The workers are created and will invoke their lambda functions asynchronously using the createWorker function shown above. The result is collected in the getResult handler, which blocks until the result is received:

def getResult(worker):
    response = worker.get_result().content
    try:
        return json.loads(response)
    except Exception as e:
        logging.error('Error: %s' % e)
        return [e]

An additional utility is offered to handle workflow processing in the form of a pipeline:

pipeline = serverless.Pipeline(geolocate, cleanup, sort)
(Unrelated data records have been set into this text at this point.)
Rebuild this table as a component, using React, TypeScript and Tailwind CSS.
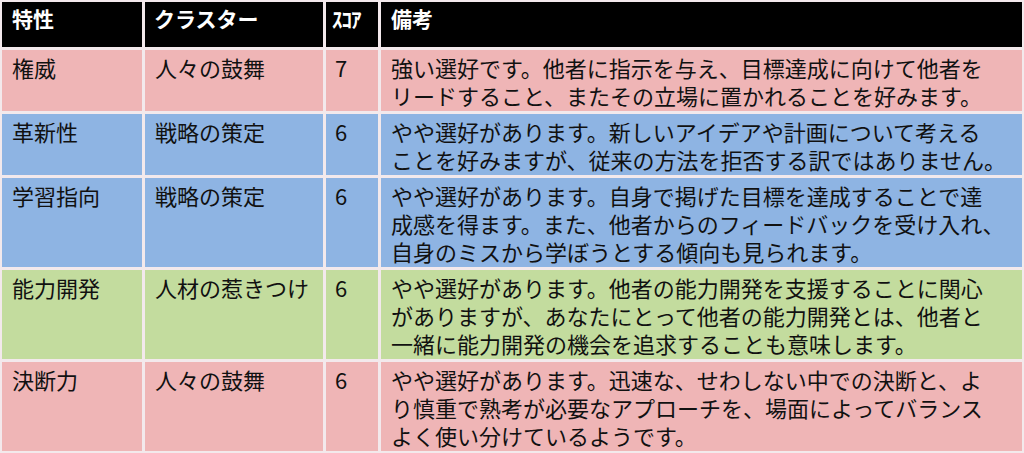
const rows = [
  {
    trait: "権威",
    cluster: "人々の鼓舞",
    score: "7",
    bg: "bg-[#efb5b6]",
    note: [
      "強い選好です。他者に指示を与え、目標達成に向けて他者を",
      "リードすること、またその立場に置かれることを好みます。",
    ],
  },
  {
    trait: "革新性",
    cluster: "戦略の策定",
    score: "6",
    bg: "bg-[#8eb4e3]",
    note: [
      "やや選好があります。新しいアイデアや計画について考える",
      "ことを好みますが、従来の方法を拒否する訳ではありません。",
    ],
  },
  {
    trait: "学習指向",
    cluster: "戦略の策定",
    score: "6",
    bg: "bg-[#8eb4e3]",
    note: [
      "やや選好があります。自身で掲げた目標を達成することで達",
      "成感を得ます。また、他者からのフィードバックを受け入れ、",
      "自身のミスから学ぼうとする傾向も見られます。",
    ],
  },
  {
    trait: "能力開発",
    cluster: "人材の惹きつけ",
    score: "6",
    bg: "bg-[#c3dc9e]",
    note: [
      "やや選好があります。他者の能力開発を支援することに関心",
      "がありますが、あなたにとって他者の能力開発とは、他者と",
      "一緒に能力開発の機会を追求することも意味します。",
    ],
  },
  {
    trait: "決断力",
    cluster: "人々の鼓舞",
    score: "6",
    bg: "bg-[#efb5b6]",
    note: [
      "やや選好があります。迅速な、せわしない中での決断と、よ",
      "り慎重で熟考が必要なアプローチを、場面によってバランス",
      "よく使い分けているようです。",
    ],
  },
];

const cell = "pt-[3px] pb-[2px] text-[22px] leading-[28px] text-[#111] whitespace-nowrap";

export default function App() {
  return (
    <div
      className="w-[1024px] h-[453px] bg-[#f3e9ec] p-[2px] overflow-hidden"
      style={{ fontFamily: '"Noto Sans CJK JP", "Noto Sans", sans-serif' }}
    >
      <div className="grid grid-cols-[140px_178px_52px_1fr] gap-[3px]">
        {/* header */}
        <div className="bg-black h-[45px] pl-[10px] pt-[2px] text-[21px] leading-[28px] font-bold text-white">特性</div>
        <div className="bg-black h-[45px] pl-[9px] pt-[2px] text-[21px] leading-[28px] font-bold text-white">クラスター</div>
        <div className="bg-black h-[45px] pl-[6px] pt-[2px] text-[21px] leading-[28px] font-bold text-white tracking-[-1px]">ｽｺｱ</div>
        <div className="bg-black h-[45px] pl-[10px] pt-[2px] text-[21px] leading-[28px] font-bold text-white">備考</div>

        {rows.map((r) => (
          <div key={r.trait} className="contents">
            <div className={`${r.bg} ${cell} pl-[10px]`}>{r.trait}</div>
            <div className={`${r.bg} ${cell} pl-[10px]`}>{r.cluster}</div>
            <div className={`${r.bg} ${cell} pl-[9px]`}>{r.score}</div>
            <div className={`${r.bg} ${cell} pl-[10px]`}>
              {r.note.map((line, i) => (
                <div key={i}>{line}</div>
              ))}
            </div>
          </div>
        ))}
      </div>
    </div>
  );
}
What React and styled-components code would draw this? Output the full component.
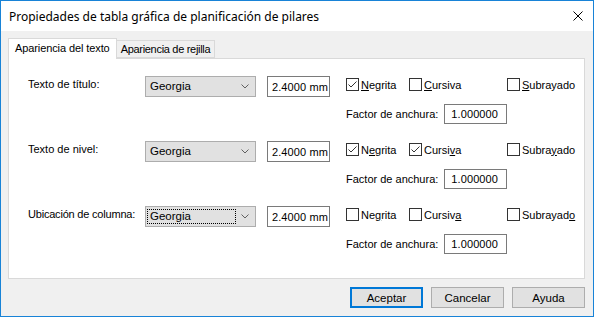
import React from "react";
import styled, { createGlobalStyle } from "styled-components";

const GlobalStyle = createGlobalStyle`
  html, body {
    margin: 0;
    padding: 0;
    background: #ffffff;
  }
  * {
    box-sizing: border-box;
  }
`;

const Window = styled.div`
  width: 594px;
  height: 317px;
  border: 1px solid #1883d7;
  background: #f0f0f0;
  display: flex;
  flex-direction: column;
  font-family: "Liberation Sans", Arial, sans-serif;
  font-size: 11px;
  color: #000;
`;

const TitleBar = styled.div`
  height: 30px;
  background: #fff;
  display: flex;
  align-items: center;
  justify-content: space-between;
  padding: 0 10px 0 8px;
  font-family: "Noto Sans", sans-serif;
  font-size: 12px;
`;

const CloseIcon = styled.svg`
  width: 10px;
  height: 10px;
  margin-top: -1px;
`;

const Body = styled.div`
  flex: 1;
  display: flex;
  flex-direction: column;
  padding: 7px 8px 8px 7px;
`;

const Tabs = styled.div`
  display: flex;
  align-items: flex-end;
  height: 20px;
  position: relative;
  z-index: 1;
`;

const Tab = styled.div`
  height: ${(p) => (p.$active ? "21px" : "18px")};
  margin-bottom: ${(p) => (p.$active ? "-1px" : "0")};
  padding: ${(p) => (p.$active ? "3px 6px 0 6px" : "2px 4px 0 4px")};
  background: ${(p) => (p.$active ? "#fff" : "#f0f0f0")};
  border: 1px solid #d9d9d9;
  border-bottom: ${(p) => (p.$active ? "none" : "1px solid #d9d9d9")};
  border-left: ${(p) => (p.$active ? "1px solid #d9d9d9" : "none")};
  letter-spacing: ${(p) => (p.$active ? "-0.1px" : "-0.3px")};
  white-space: nowrap;
`;

const Panel = styled.div`
  flex: 1;
  background: #fff;
  border: 1px solid #d9d9d9;
  padding: 17px 0 0 19px;
  display: flex;
  flex-direction: column;
`;

const FontRow = styled.div`
  display: flex;
  align-items: flex-start;
  height: 65px;
`;

const RowLabel = styled.div`
  width: 117px;
  padding-top: 2px;
  letter-spacing: ${(p) => (p.$tight ? "-0.2px" : "0")};
`;

const Combo = styled.div`
  width: 111px;
  height: 21px;
  background: #e1e1e1;
  border: 1px solid #adadad;
  display: flex;
  align-items: center;
  justify-content: space-between;
  padding: 0 6px 0 1px;
`;

const ComboValue = styled.div`
  width: 89px;
  height: 15px;
  line-height: 13px;
  padding-left: 2px;
  font-size: 11.5px;
  border: 1px dotted ${(p) => (p.$focused ? "#000" : "transparent")};
`;

const Chevron = styled.svg`
  width: 8px;
  height: 5px;
`;

const TextBox = styled.div`
  width: ${(p) => p.$width}px;
  height: ${(p) => p.$height}px;
  border: 1px solid #7a7a7a;
  background: #fff;
  display: flex;
  align-items: center;
  padding-left: ${(p) => p.$pad}px;
  font-size: 11px;
  letter-spacing: 0.1px;
  white-space: nowrap;
  overflow: hidden;
`;

const MmBox = styled(TextBox)`
  margin-left: 11px;
`;

const Options = styled.div`
  margin-left: 16px;
  display: flex;
  flex-direction: column;
`;

const CheckRow = styled.div`
  display: flex;
  align-items: center;
  height: 17px;
`;

const CheckItem = styled.label`
  display: flex;
  align-items: center;
  width: ${(p) => p.$width}px;
  gap: 2px;
`;

const Box = styled.span`
  width: 13px;
  height: 13px;
  border: 1px solid #333;
  background: #fff;
  display: flex;
  align-items: center;
  justify-content: center;
`;

const FactorRow = styled.div`
  display: flex;
  align-items: center;
  margin-top: 11px;
  gap: 6px;
`;

const Footer = styled.div`
  display: flex;
  justify-content: flex-end;
  gap: 8px;
  margin-top: 8px;
`;

const Button = styled.div`
  width: 73px;
  height: 21px;
  display: flex;
  align-items: center;
  justify-content: center;
  background: #e1e1e1;
  border: ${(p) => (p.$primary ? "2px solid #0078d7" : "1px solid #adadad")};
  font-size: 11.5px;
`;

const Check = ({ checked }) => (
  <Box>
    {checked && (
      <svg width="11" height="11" viewBox="0 0 11 11">
        <polyline points="1.5,5.5 4,8 9.5,2.5" fill="none" stroke="#333" strokeWidth="1" />
      </svg>
    )}
  </Box>
);

const Acc = ({ text, at }) => (
  <span>
    {text.slice(0, at)}
    <u>{text[at]}</u>
    {text.slice(at + 1)}
  </span>
);

const rows = [
  { label: "Texto de título:", bold: true, italic: false, acc: [0, 0, 0] },
  { label: "Texto de nivel:", bold: true, italic: true, acc: [1, 5, 5] },
  { label: "Ubicación de columna:", bold: false, italic: false, acc: [2, 6, 8], focused: true },
];

export default function App() {
  return (
    <>
      <GlobalStyle />
      <Window>
        <TitleBar>
          <span>Propiedades de tabla gráfica de planificación de pilares</span>
          <CloseIcon viewBox="0 0 10 10">
            <path d="M0.5 0.5 L9.5 9.5 M9.5 0.5 L0.5 9.5" stroke="#000" strokeWidth="1" />
          </CloseIcon>
        </TitleBar>
        <Body>
          <Tabs>
            <Tab $active>Apariencia del texto</Tab>
            <Tab>Apariencia de rejilla</Tab>
          </Tabs>
          <Panel>
            {rows.map((r) => (
              <FontRow key={r.label}>
                <RowLabel $tight={r.focused}>{r.label}</RowLabel>
                <Combo>
                  <ComboValue $focused={r.focused}>Georgia</ComboValue>
                  <Chevron viewBox="0 0 8 5">
                    <polyline points="0.5,0.5 4,4 7.5,0.5" fill="none" stroke="#606060" strokeWidth="1" />
                  </Chevron>
                </Combo>
                <MmBox $width={63} $height={21} $pad={4}>2.4000 mm</MmBox>
                <Options>
                  <CheckRow>
                    <CheckItem $width={63}>
                      <Check checked={r.bold} />
                      <Acc text="Negrita" at={r.acc[0]} />
                    </CheckItem>
                    <CheckItem $width={98}>
                      <Check checked={r.italic} />
                      <Acc text="Cursiva" at={r.acc[1]} />
                    </CheckItem>
                    <CheckItem $width={70}>
                      <Check checked={false} />
                      <Acc text="Subrayado" at={r.acc[2]} />
                    </CheckItem>
                  </CheckRow>
                  <FactorRow>
                    <span>Factor de anchura:</span>
                    <TextBox $width={63} $height={20} $pad={6}>1.000000</TextBox>
                  </FactorRow>
                </Options>
              </FontRow>
            ))}
          </Panel>
          <Footer>
            <Button $primary>Aceptar</Button>
            <Button>Cancelar</Button>
            <Button>Ayuda</Button>
          </Footer>
        </Body>
      </Window>
    </>
  );
}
This sets up a serverless pipeline where data streams from geolocate, to cleanup, to sort. The pipeline is invoked using its run method:

zipcodes = [random.randint(10000,99999) for n in xrange(ZIPCODE_COUNT)]
addresses = pipeline.run(zipcodes)

The cleanup and sort functions look similar to the geolocate function. Key is that they are fully "functional". They depend only on the values of the data they process and are completely context free. The cleanup function is executed in parallel:

@serverless.parallel
def cleanup(addresses):
    return filter(None, addresses)

The sort function is executed sequentially, in the current thread, on all the collated results from the previous step in the pipeline:

@serverless.sequential
def sort(addresses):
    return sorted(addresses)

The entire implementation of this simple serverless library is just 230 lines of Python, slightly more than the length of this README file.

Disclaimer: This work is a personal weekend project and is unrelated to Google Cloud Functions, a serverless functions solution based on Node.js and Google Dataflow for Python, a more comprehensive solution for data-driven distribubted programming pipelines.